TASK DESCRIPTION — Filter the data for lines with the word "components", then copy every line so identified.

DATA RECORDS —
☆ ☆ ☆ ☆ ☆ ☆ ☆
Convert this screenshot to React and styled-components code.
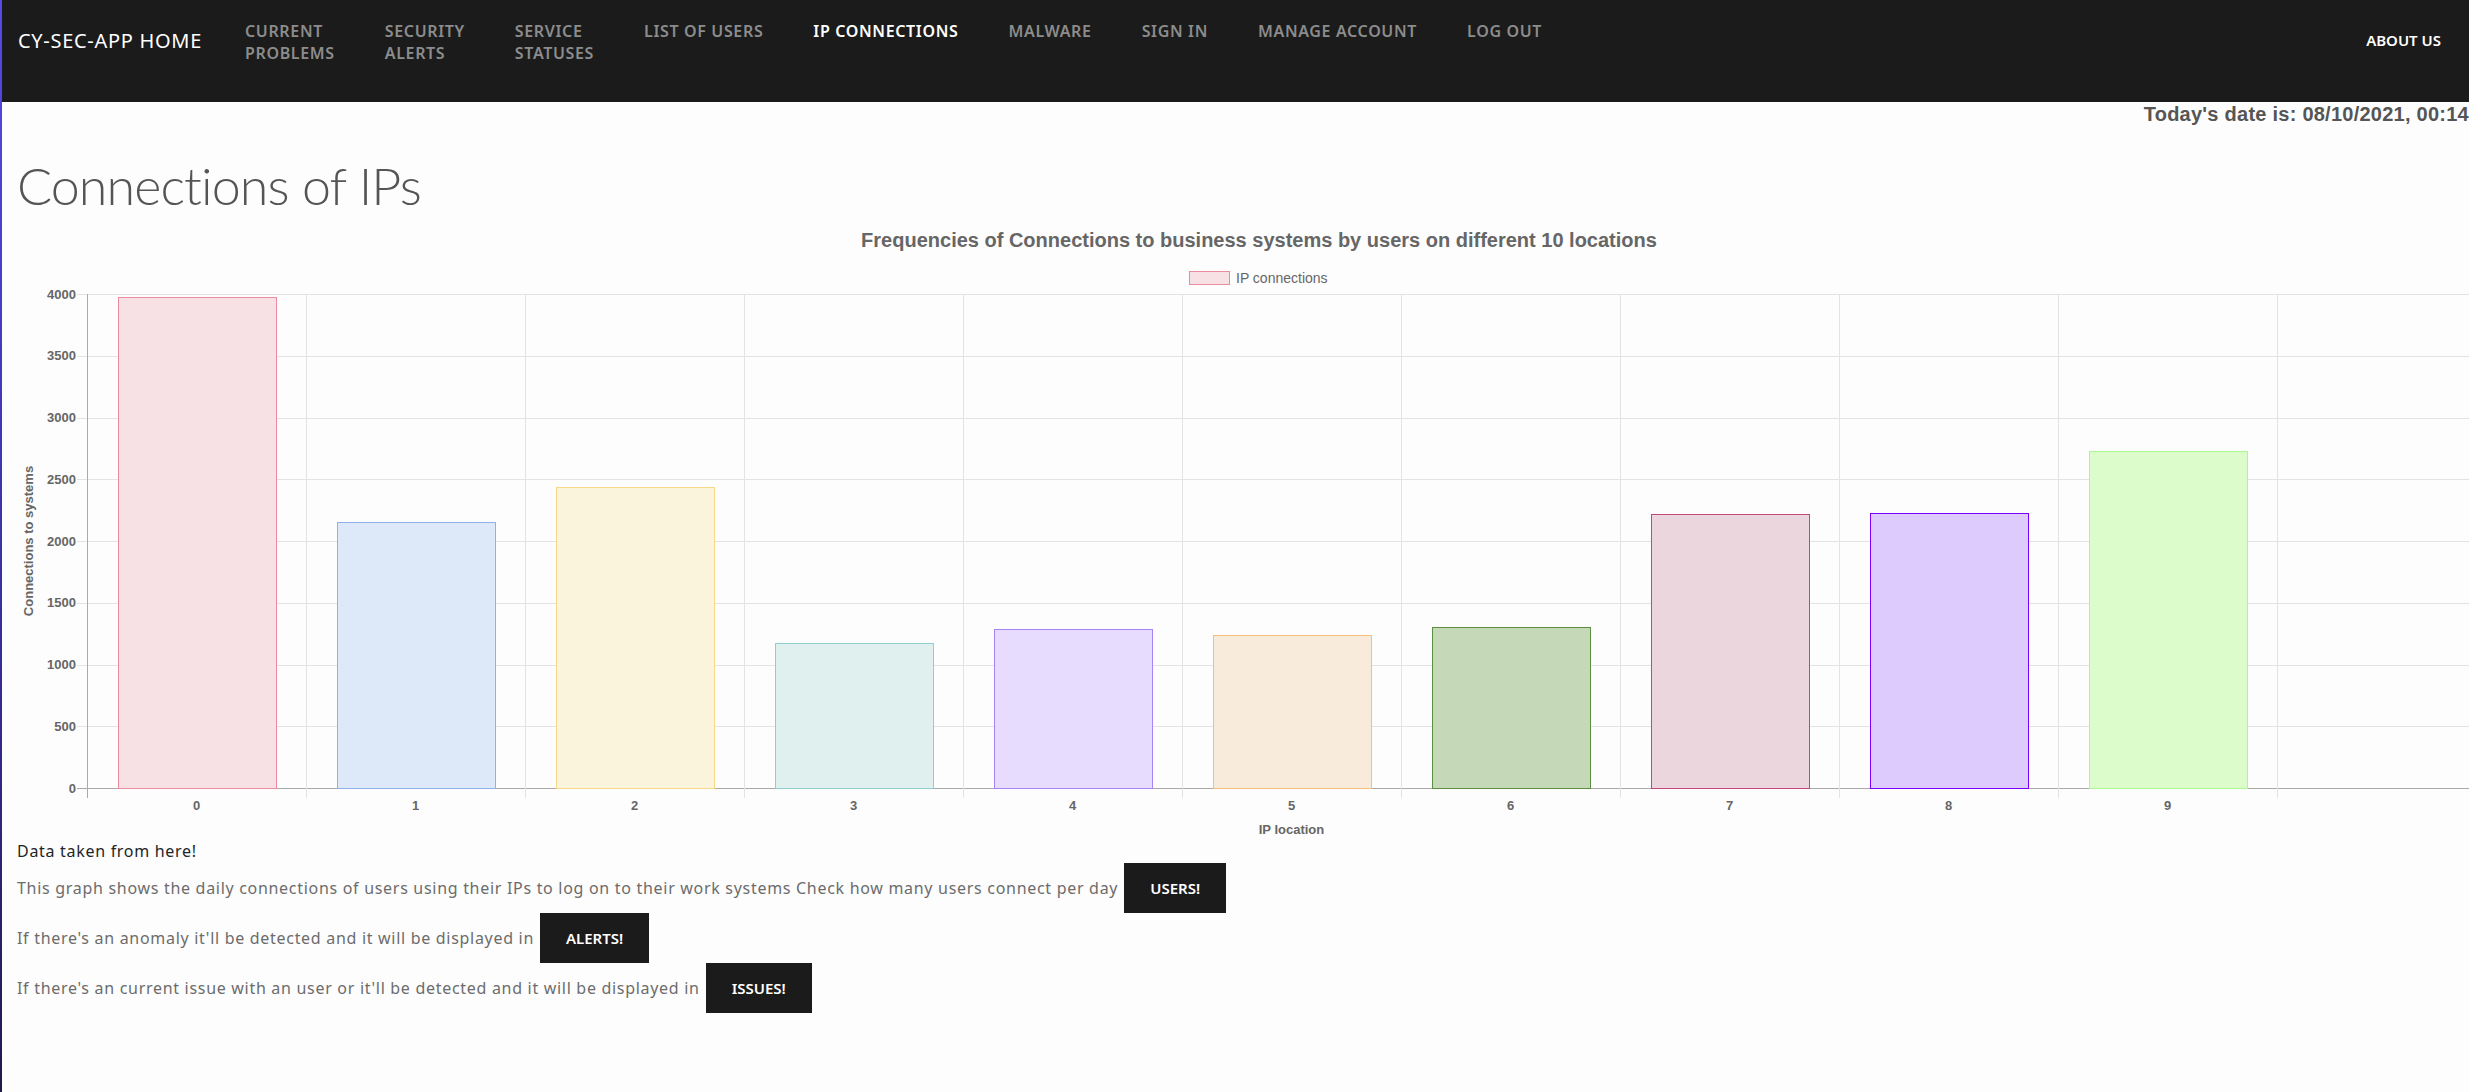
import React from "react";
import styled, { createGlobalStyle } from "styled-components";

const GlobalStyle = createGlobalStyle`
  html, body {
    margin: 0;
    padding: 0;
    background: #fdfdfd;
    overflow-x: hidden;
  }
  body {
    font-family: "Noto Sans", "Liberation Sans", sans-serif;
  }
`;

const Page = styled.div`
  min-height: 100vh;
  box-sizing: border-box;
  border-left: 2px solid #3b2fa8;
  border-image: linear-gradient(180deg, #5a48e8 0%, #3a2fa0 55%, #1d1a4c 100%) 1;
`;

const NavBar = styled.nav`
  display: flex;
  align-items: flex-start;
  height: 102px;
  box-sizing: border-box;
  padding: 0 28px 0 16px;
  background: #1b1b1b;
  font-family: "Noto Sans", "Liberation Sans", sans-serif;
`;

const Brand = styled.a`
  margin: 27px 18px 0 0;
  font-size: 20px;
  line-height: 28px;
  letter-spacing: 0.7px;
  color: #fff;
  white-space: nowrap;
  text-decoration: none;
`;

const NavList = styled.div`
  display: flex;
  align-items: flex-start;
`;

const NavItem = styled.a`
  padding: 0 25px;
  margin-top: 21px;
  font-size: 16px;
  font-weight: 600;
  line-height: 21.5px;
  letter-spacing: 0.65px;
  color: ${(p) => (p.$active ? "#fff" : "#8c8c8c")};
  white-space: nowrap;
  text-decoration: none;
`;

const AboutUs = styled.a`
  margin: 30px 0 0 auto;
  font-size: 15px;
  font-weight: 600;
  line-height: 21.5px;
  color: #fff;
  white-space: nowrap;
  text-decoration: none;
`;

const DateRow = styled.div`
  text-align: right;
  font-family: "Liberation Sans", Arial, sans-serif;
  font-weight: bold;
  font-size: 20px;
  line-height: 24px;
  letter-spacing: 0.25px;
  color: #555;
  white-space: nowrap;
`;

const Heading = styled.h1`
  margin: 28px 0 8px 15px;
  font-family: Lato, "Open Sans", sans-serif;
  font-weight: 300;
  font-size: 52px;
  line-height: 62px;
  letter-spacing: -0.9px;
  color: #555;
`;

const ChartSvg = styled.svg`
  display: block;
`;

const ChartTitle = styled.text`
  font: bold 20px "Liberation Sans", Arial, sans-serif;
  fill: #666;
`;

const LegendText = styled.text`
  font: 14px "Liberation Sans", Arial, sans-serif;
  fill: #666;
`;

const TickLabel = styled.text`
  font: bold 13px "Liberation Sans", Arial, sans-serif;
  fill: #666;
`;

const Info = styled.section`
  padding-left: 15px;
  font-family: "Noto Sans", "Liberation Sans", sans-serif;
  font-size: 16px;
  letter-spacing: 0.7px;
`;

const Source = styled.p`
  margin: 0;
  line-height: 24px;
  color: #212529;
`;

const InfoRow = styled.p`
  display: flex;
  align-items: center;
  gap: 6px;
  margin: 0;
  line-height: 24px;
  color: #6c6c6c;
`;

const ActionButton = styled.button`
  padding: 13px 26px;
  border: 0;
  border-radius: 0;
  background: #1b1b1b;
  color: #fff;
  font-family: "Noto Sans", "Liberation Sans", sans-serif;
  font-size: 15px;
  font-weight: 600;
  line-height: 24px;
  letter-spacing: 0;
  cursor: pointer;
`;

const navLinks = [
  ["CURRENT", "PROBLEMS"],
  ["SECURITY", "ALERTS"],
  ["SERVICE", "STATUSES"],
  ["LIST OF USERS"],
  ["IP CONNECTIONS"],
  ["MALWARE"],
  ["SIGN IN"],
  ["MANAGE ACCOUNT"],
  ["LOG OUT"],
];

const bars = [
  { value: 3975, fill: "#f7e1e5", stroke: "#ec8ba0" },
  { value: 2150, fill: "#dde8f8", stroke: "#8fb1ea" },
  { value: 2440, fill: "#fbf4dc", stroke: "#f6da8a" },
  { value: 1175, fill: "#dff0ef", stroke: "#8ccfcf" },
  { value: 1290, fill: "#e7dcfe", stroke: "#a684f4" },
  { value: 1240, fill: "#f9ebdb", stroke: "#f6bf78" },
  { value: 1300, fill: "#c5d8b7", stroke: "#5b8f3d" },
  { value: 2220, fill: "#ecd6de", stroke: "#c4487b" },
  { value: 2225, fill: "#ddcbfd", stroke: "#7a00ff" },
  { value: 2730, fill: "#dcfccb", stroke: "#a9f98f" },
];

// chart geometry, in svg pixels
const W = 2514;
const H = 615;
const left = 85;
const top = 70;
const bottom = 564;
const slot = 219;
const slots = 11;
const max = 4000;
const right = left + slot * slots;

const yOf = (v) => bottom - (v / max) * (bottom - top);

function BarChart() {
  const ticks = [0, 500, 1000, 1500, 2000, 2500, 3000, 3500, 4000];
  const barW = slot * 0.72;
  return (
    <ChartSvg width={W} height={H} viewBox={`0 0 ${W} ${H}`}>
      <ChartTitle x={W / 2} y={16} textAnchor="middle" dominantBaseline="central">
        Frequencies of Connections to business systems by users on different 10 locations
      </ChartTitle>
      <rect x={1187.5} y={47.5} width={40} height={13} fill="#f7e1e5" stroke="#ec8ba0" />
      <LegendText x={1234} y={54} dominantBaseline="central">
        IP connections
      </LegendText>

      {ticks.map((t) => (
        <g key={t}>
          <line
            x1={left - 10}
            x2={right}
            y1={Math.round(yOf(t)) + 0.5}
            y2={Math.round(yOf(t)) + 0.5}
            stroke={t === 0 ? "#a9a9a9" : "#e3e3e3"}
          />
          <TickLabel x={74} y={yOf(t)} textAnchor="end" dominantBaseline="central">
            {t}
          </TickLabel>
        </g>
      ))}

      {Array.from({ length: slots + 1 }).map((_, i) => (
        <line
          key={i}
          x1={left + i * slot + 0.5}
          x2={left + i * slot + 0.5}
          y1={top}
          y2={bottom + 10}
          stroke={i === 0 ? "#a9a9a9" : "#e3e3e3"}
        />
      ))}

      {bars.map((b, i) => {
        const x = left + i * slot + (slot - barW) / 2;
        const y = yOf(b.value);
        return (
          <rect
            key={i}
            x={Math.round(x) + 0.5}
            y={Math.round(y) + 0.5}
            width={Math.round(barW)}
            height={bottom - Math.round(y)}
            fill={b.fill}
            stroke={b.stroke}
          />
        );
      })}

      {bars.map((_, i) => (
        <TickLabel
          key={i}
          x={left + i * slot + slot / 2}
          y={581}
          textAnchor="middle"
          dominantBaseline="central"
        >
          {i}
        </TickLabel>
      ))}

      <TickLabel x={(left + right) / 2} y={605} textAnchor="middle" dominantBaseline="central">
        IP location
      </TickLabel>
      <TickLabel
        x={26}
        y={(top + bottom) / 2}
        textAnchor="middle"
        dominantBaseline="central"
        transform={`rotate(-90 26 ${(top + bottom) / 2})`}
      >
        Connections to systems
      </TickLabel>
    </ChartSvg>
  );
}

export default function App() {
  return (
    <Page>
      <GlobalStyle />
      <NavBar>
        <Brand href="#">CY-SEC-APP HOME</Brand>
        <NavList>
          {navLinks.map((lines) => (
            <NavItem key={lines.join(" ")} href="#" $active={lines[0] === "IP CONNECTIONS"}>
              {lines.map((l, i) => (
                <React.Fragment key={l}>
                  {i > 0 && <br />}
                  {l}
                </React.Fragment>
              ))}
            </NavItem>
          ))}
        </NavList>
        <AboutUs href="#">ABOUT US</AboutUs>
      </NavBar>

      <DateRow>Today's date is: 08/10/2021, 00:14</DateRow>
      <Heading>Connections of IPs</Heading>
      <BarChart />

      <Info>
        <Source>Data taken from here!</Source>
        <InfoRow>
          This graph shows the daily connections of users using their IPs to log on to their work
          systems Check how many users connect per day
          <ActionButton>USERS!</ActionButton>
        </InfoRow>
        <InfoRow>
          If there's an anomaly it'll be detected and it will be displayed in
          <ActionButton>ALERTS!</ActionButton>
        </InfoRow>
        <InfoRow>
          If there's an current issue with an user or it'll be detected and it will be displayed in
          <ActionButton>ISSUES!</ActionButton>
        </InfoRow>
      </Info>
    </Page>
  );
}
☆ ☆ ☆ ☆ ☆ ☆ ☆
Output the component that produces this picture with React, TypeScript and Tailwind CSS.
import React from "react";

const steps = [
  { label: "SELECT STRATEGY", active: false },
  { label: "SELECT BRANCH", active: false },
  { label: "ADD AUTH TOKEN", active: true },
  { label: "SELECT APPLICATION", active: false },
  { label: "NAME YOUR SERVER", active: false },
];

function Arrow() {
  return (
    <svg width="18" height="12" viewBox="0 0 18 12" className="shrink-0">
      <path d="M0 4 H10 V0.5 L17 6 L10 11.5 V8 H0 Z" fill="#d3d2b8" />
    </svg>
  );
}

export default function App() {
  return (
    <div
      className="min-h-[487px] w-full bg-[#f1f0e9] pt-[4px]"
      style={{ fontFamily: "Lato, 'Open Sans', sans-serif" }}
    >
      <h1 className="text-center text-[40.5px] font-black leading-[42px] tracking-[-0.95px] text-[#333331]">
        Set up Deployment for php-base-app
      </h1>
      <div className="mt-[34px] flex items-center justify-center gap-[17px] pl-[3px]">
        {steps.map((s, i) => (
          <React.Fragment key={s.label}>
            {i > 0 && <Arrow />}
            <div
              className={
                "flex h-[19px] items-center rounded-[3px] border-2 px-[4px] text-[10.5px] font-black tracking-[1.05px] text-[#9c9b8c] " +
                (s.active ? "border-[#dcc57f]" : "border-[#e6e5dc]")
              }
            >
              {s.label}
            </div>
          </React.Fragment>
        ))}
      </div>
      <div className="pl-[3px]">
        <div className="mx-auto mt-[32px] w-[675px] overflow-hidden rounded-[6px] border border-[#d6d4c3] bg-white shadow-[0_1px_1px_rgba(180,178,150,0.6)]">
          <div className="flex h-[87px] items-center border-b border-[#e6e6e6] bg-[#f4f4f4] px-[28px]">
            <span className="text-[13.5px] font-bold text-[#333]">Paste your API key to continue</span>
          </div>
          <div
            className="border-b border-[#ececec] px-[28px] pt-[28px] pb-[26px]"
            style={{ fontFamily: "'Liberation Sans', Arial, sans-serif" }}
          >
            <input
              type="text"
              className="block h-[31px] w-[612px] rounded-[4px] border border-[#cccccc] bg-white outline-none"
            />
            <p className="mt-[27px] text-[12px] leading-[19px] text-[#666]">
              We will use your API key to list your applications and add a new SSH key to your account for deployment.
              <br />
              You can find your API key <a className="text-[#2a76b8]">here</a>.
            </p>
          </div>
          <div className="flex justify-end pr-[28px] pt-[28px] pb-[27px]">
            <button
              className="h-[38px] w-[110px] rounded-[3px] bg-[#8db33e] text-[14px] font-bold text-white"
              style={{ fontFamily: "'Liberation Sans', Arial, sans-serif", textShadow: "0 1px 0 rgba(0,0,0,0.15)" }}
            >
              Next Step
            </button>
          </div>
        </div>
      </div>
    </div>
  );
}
☆ ☆ ☆ ☆ ☆ ☆ ☆
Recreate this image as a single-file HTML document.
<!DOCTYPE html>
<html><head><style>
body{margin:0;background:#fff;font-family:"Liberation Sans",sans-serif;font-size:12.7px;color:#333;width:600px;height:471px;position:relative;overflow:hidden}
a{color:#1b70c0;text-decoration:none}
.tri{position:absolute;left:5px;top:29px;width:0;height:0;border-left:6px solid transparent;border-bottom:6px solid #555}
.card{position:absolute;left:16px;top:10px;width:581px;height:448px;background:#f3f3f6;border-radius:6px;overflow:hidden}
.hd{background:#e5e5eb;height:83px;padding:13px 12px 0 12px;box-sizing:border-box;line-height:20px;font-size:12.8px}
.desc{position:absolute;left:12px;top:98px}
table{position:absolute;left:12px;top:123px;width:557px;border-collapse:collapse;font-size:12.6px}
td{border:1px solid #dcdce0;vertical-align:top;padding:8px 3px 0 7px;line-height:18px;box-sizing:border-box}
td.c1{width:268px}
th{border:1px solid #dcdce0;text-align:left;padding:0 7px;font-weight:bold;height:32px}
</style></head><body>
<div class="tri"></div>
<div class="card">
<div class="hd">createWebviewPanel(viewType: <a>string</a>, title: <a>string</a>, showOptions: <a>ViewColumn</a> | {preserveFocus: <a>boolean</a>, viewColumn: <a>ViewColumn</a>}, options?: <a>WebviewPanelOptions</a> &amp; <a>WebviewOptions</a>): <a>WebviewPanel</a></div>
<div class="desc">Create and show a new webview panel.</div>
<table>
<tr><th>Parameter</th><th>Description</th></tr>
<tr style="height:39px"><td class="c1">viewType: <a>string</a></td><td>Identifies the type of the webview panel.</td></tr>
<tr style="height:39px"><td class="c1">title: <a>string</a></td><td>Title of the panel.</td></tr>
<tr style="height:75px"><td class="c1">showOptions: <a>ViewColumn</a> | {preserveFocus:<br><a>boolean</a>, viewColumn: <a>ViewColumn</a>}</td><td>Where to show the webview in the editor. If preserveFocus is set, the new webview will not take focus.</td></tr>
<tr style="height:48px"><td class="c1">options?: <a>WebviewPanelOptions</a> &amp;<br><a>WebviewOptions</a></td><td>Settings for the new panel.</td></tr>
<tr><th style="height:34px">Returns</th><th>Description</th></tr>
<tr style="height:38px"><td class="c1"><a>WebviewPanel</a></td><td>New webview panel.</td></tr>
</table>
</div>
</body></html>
☆ ☆ ☆ ☆ ☆ ☆ ☆
COMPLETE ANSWER —
Convert this screenshot to React and styled-components code.
import styled, { createGlobalStyle } from "styled-components";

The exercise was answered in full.